Aqui vale citar uma passagem de C. S. Lewis, uma das leituras do narrador sobre o luto e que podemos notar incorporada como parte sua, como se o livro da busca fosse a prova irrefutável ao enunciado pelo outro escritor em estado semelhante: “Embora me esqueça o motivo, sinto que sobre tudo se espalha uma vaga sensação de equívoco e de algo que está em falta. Como naqueles sonhos em que nada de horrível acontece — nada que pareça notável, se os mencionarmos ao pequeno-almoço —, mas em que a atmosfera, o sabor, tudo é sepulcral.” Isto é, o luto cobre tudo de um permanente vazio, do qual se é impossível escapar ou que toda vez retorna quando parece superado. O excerto de Lewis recuperado pelo narrador é uma das muitas maneiras de compreensão possível para o esforço de Hugo Gonçalves, só compreendido pelo nível da sensação de equívoco.
 
Muito já foi dito sobre a escrita enquanto suplemento ou preenchimento da falta. O fim de Mãe não é exclusivamente este, porque, como vimos, trata-se de um livro que compreende uma série de outras questões situadas ao redor do vazio: das mais íntimas às coletivas. Mais que isso o livro se afirma como uma fábula sobre a falta e a tentativa de fazer o escrito suplemento e ocupação. Tentativa porque sabemos que a escrita nunca alcança o sentido original e, portanto, é sempre por aproximação, por em torno, que se desenvolve; ou seja, a letra só se constitui enquanto força em-torno, ou melhor, como equívoco.
 
Se a escrita — e por extensão o romance, um seu derivado — não alcança esse nervo central é porque nada substitui a falta, tampouco a suplementa, e talvez seu papel apenas acrescente uma peça a mais ao vazio: “A ausência da minha mãe é aquilo que sou.
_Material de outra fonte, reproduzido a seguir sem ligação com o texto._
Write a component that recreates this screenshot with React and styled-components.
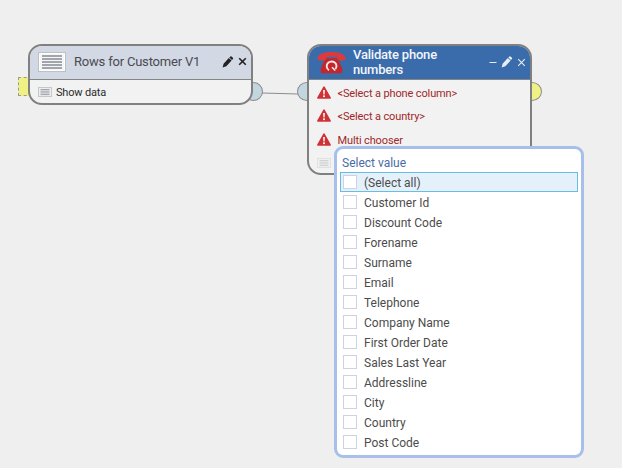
import React from "react";
import styled, { createGlobalStyle } from "styled-components";

const GlobalStyle = createGlobalStyle`
  *, *::before, *::after { box-sizing: border-box; }
  body { margin: 0; background: #efefef; overflow: hidden; }
`;

const Canvas = styled.main`
  position: relative;
  width: 622px;
  height: 468px;
  background: #efefef;
  font-family: Roboto, sans-serif;
  overflow: hidden;
`;

const Wire = styled.svg`
  position: absolute;
  left: 260px;
  top: 88px;
`;

const NodeFrame = styled.section`
  position: absolute;
  left: ${(p) => p.$x}px;
  top: ${(p) => p.$y}px;
  width: 225px;
  height: ${(p) => p.$h}px;
`;

const Port = styled.span`
  position: absolute;
  top: 38px;
  ${(p) => p.$side}: -10px;
  width: 20px;
  height: 19px;
  border: 1px solid #8c8c8c;
  border-radius: 50%;
  background: ${(p) => p.$color};
`;

const EmptyPort = styled.span`
  position: absolute;
  top: 33px;
  left: -10px;
  width: 20px;
  height: 19px;
  border: 1px dashed #9a9a9a;
  background: #f0f184;
`;

const Card = styled.div`
  position: relative;
  height: 100%;
  display: flex;
  flex-direction: column;
  border: 2px solid #808080;
  border-radius: 14px;
  background: #f2f2f2;
  overflow: hidden;
`;

const CardHeader = styled.header`
  flex: none;
  height: 34px;
  display: flex;
  align-items: center;
  padding: 0 3px ${(p) => (p.$active ? 1 : 2)}px 8px;
  border-bottom: 1px solid #858585;
  background: ${(p) => (p.$active ? "#3a6cab" : "#d3d8e5")};
  color: ${(p) => (p.$active ? "#e6edf6" : "#222")};
`;

const Title = styled.h2`
  flex: 1;
  margin: 0 0 0 ${(p) => (p.$strong ? 7 : 8)}px;
  font-size: 13px;
  line-height: 15px;
  letter-spacing: -0.2px;
  font-weight: ${(p) => (p.$strong ? 500 : 400)};
  color: ${(p) => (p.$strong ? "#f2f5fa" : "#4a4b50")};
`;

const Actions = styled.div`
  display: flex;
  align-items: center;
  gap: 3px;
`;

const Body = styled.div`
  display: flex;
  flex-direction: column;
  padding: ${(p) => p.$top}px 0 0 8px;
`;

const BodyRow = styled.div`
  display: flex;
  align-items: center;
  gap: ${(p) => (p.$error ? 6.5 : 4)}px;
  height: ${(p) => p.$h || 23}px;
  font-size: 11px;
  letter-spacing: ${(p) => (p.$error ? -0.13 : -0.17)}px;
  color: ${(p) => (p.$error ? "#a02828" : "#2a2a2a")};
  opacity: ${(p) => (p.$dim ? 0.4 : 1)};
`;

const RowLabel = styled.span`
  padding-top: 2px;
`;

const Popup = styled.section`
  position: absolute;
  left: 334px;
  top: 146px;
  width: 250px;
  height: 312px;
  padding: 7px 3px 0 3px;
  border: 3px solid #a7c0eb;
  border-radius: 9px;
  background: #fff;
`;

const PopupTitle = styled.h3`
  margin: 0 0 1px 2px;
  font-size: 12px;
  line-height: 15px;
  font-weight: 400;
  color: #4a6ca6;
`;

const OptionList = styled.ul`
  margin: 0;
  padding: 0;
  list-style: none;
`;

const Option = styled.li`
  display: flex;
  align-items: center;
  gap: 7px;
  width: 238px;
  height: 20px;
  padding-left: 2px;
  border: 1px solid ${(p) => (p.$active ? "#69bce4" : "transparent")};
  background: ${(p) => (p.$active ? "#e4f1fa" : "transparent")};
  font-size: 12px;
  line-height: 18px;
  color: #4c4c4c;
`;

const CheckBox = styled.span`
  flex: none;
  width: 14px;
  height: 14px;
  border: 1px solid #d2d0e3;
  background: #fff;
`;

const SheetIcon = () => (
  <svg width="28" height="20" viewBox="0 0 28 20">
    <rect x=".5" y=".5" width="27" height="19" fill="#f6f6f6" stroke="#bfc0c5" />
    <rect x="1.5" y="1.5" width="25" height="17" fill="none" stroke="#fff" />
    {[4, 7, 10, 13, 16].map((y) => (
      <path key={y} d={`M4 ${y}H24`} stroke="#858b94" strokeWidth="1.4" />
    ))}
  </svg>
);

const SmallSheetIcon = () => (
  <svg width="14" height="10" viewBox="0 0 14 10">
    <rect x=".5" y=".5" width="13" height="9" fill="#eee" stroke="#c6c7cb" />
    {[2.5, 4.2, 5.9, 7.6].map((y) => (
      <path key={y} d={`M2.5 ${y}H11.5`} stroke="#969ba3" strokeWidth=".9" />
    ))}
  </svg>
);

const PhoneIcon = () => (
  <svg width="29" height="23" viewBox="0 0 29 24" preserveAspectRatio="none">
    <path d="M8 7.5H21L22 11 25.3 18.5V22Q25.3 23.3 24 23.3H5Q3.7 23.3 3.7 22V18.5L7 11Z" fill="#c5262a" />
    <path d="M.5 8C.5 3.5 6 1 14.5 1S28.5 3.5 28.5 8L28 9.3Q24.5 10.5 20.5 9.3L20 6.5Q14.5 5.3 9 6.5L8.5 9.3Q4.5 10.5 1 9.3Z" fill="#dc3b3d" />
    <path d="M12 20A4.9 4.9 0 1 1 18.5 18.8" fill="none" stroke="#f4e6e8" strokeWidth="1.9" />
    <path d="M15 17L18.3 20.3" stroke="#f4e6e8" strokeWidth="1.7" />
  </svg>
);

const WarningIcon = () => (
  <svg width="14" height="13" viewBox="0 0 14 13">
    <path d="M7 1.2L13.1 12H.9Z" fill="#cf3235" stroke="#cf3235" strokeWidth="1.6" strokeLinejoin="round" />
    <path d="M6.1 4H7.9L7.6 8.5H6.4Z" fill="#fff" />
    <circle cx="7" cy="10.3" r="1" fill="#fff" />
  </svg>
);

const PencilIcon = () => (
  <svg width="12" height="12" viewBox="0 0 12 12" fill="currentColor">
    <path d="M.6 11.5L1.6 7.8 6.8 2.1 9.6 4.6 4.3 10.3Z" />
    <path d="M7.3 1.6L8.4.6Q9.1.1 9.8.7L10.9 1.7Q11.5 2.4 10.9 3.1L10 4.1Z" />
  </svg>
);

const CloseIcon = ({ weight }) => (
  <svg width="11" height="11" viewBox="0 0 11 11">
    <path d="M2.2 2.2L8.8 8.8M8.8 2.2L2.2 8.8" stroke="currentColor" strokeWidth={weight} />
  </svg>
);

const MinusIcon = () => (
  <svg width="9" height="11" viewBox="0 0 9 11">
    <path d="M.5 5.5H7.5" stroke="currentColor" strokeWidth="1" />
  </svg>
);

const problems = [
  { text: "<Select a phone column>", height: 23 },
  { text: "<Select a country>", height: 23 },
  { text: "Multi chooser", height: 24 },
];

const options = [
  "(Select all)", "Customer Id", "Discount Code", "Forename", "Surname", "Email", "Telephone",
  "Company Name", "First Order Date", "Sales Last Year", "Addressline", "City", "Country", "Post Code",
];

export default function App() {
  return (
    <>
      <GlobalStyle />
      <Canvas>
        <Wire width="40" height="10">
          <path d="M2 5L38 6" stroke="#8c8c8c" fill="none" />
        </Wire>

        <NodeFrame $x={28} $y={44} $h={61}>
          <EmptyPort />
          <Port $side="right" $color="#c3d6e0" />
          <Card>
            <CardHeader>
              <SheetIcon />
              <Title>Rows for Customer V1</Title>
              <Actions>
                <PencilIcon />
                <CloseIcon weight={1.6} />
              </Actions>
            </CardHeader>
            <Body $top={0}>
              <BodyRow>
                <SmallSheetIcon />
                <RowLabel>Show data</RowLabel>
              </BodyRow>
            </Body>
          </Card>
        </NodeFrame>

        <NodeFrame $x={307} $y={44} $h={131}>
          <Port $side="left" $color="#c3d6e0" />
          <Port $side="right" $color="#f0f184" />
          <Card>
            <CardHeader $active>
              <PhoneIcon />
              <Title $strong>Validate phone numbers</Title>
              <Actions>
                <MinusIcon />
                <PencilIcon />
                <CloseIcon weight={1.1} />
              </Actions>
            </CardHeader>
            <Body $top={1}>
              {problems.map(({ text, height }) => (
                <BodyRow key={text} $error $h={height}>
                  <WarningIcon />
                  <RowLabel>{text}</RowLabel>
                </BodyRow>
              ))}
              <BodyRow $dim>
                <SmallSheetIcon />
              </BodyRow>
            </Body>
          </Card>
        </NodeFrame>

        <Popup>
          <PopupTitle>Select value</PopupTitle>
          <OptionList>
            {options.map((label, i) => (
              <Option key={label} $active={i === 0}>
                <CheckBox />
                <RowLabel>{label}</RowLabel>
              </Option>
            ))}
          </OptionList>
        </Popup>
      </Canvas>
    </>
  );
}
Se ela não tivesse morrido, talvez nem sequer escrevesse. Teria outra identidade, outra história. Imaginá-la viva seria, portanto, uma forma de aniquilação.” Às vezes é preciso toda uma vida para compreender isso, ou nunca mesmo chega-se a tanto; outras vezes é possível adiantar a resposta experimentando-se pela criatividade, como escrever um romance, essa forma informe feita de imaginações a partir das babugens da história. Para nossa sorte, Hugo Gonçalves o fez e por seu itinerário é possível um leitor ao vivê-lo também descobrir isso.